The Blue Cooler

This is not really about a blue cooler.  Okay, maybe it’s a little bit about a blue cooler.  It’s mostly about the man who owned the blue cooler.  To be precise, the man who owned the blue cooler prior to me.  I’ve owned it since yesterday.

Many of my Saturdays are spent in search of interesting items at estate sales.   I’ll begin the day with a cup of coffee and the classified ads to see what might catch my eye.  Yesterday, the ad that made me take notice read like this:

John Swords Estate

Not simply an address.  Not just a listing of the items I might find when I arrived.  A man’s name.  I always think I learn a great deal about a person when I am in their home during an estate sale.  Rarely, however, do I have a name to associate the items that made up their history with an actual person.  So this sale was going to be different.

A Google search told me a little about John Swords before I left.  Born in 1920.  Died in May of this year.  John had served in WWII, worked a long career at Iowa Manufacturing, liked bowling and gardening, and had written a book of memoirs about his time in the war.
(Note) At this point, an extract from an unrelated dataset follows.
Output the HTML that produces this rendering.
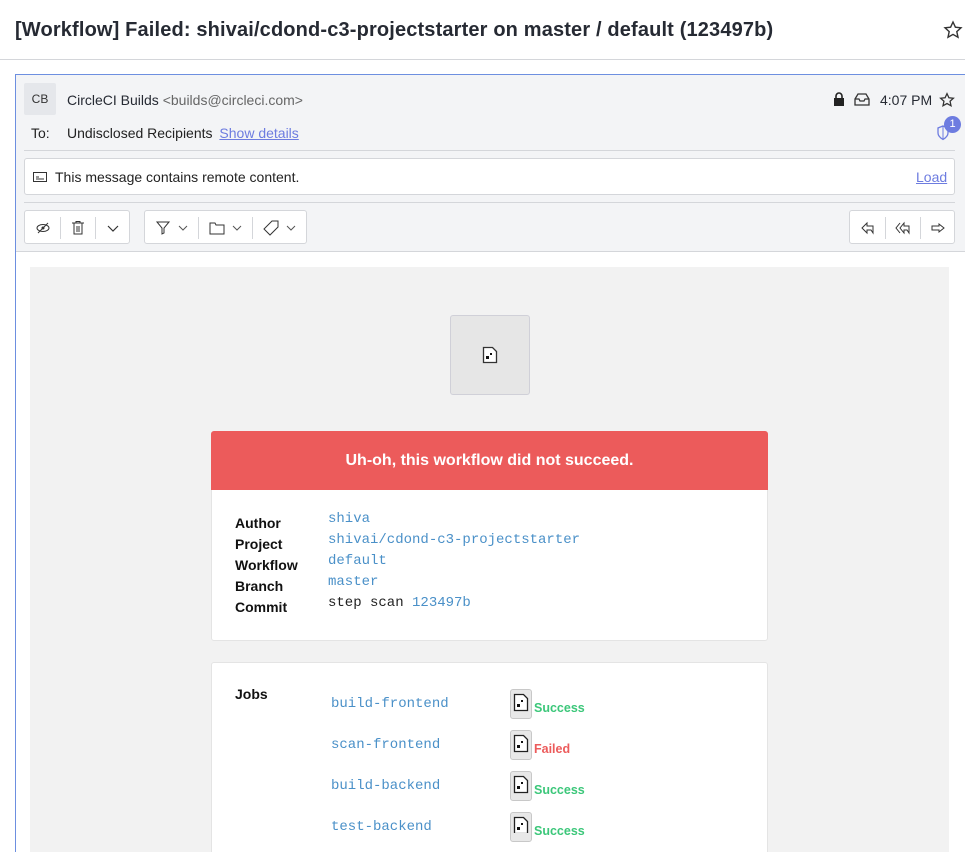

At John’s house, I learned even more about him.  John liked to read.  Nearly every room in the house had bookshelves packed with books.  Time periods ranged from the early 1900’s through the last few years.  Many were of the war he participated in.  Stories of battles.  Biographies of war heros.  Pictorial anthologies of the places he spent the early part of his twenties.  There was also a cardboard box filled with Grumpy’s Trials, the book he had written.

I learned that when Grumpy bought something, he held onto it and took good care of it.  It didn’t matter where you were in the house, or what you were looking at.  Kitchenware, tools, appliances.  All appeared to be in nearly new condition even though some of them were 60 or more years old.  The blue cooler I purchased was from the forties or fifties and although there were a few scratches from a trip or two to the river or lake, It was in fantastic condition.  Most things that get purchased around my house end up missing pieces and parts within days or weeks of coming home from the store.  This cooler had been sitting around for decades and still had the can opener and icepick neatly tucked inside the lid, just as they had been the day it was bought.

So now the cooler is in my care.  I will take care of it.  It will be put to good use at Shores Event Center with the Philco radio and other pieces of history that have moved from one person’s life to begin a new purpose and bring some happiness.  I wish I would have met Grumpy when he was alive.  I think we would have had an interesting conversation or two on his front porch.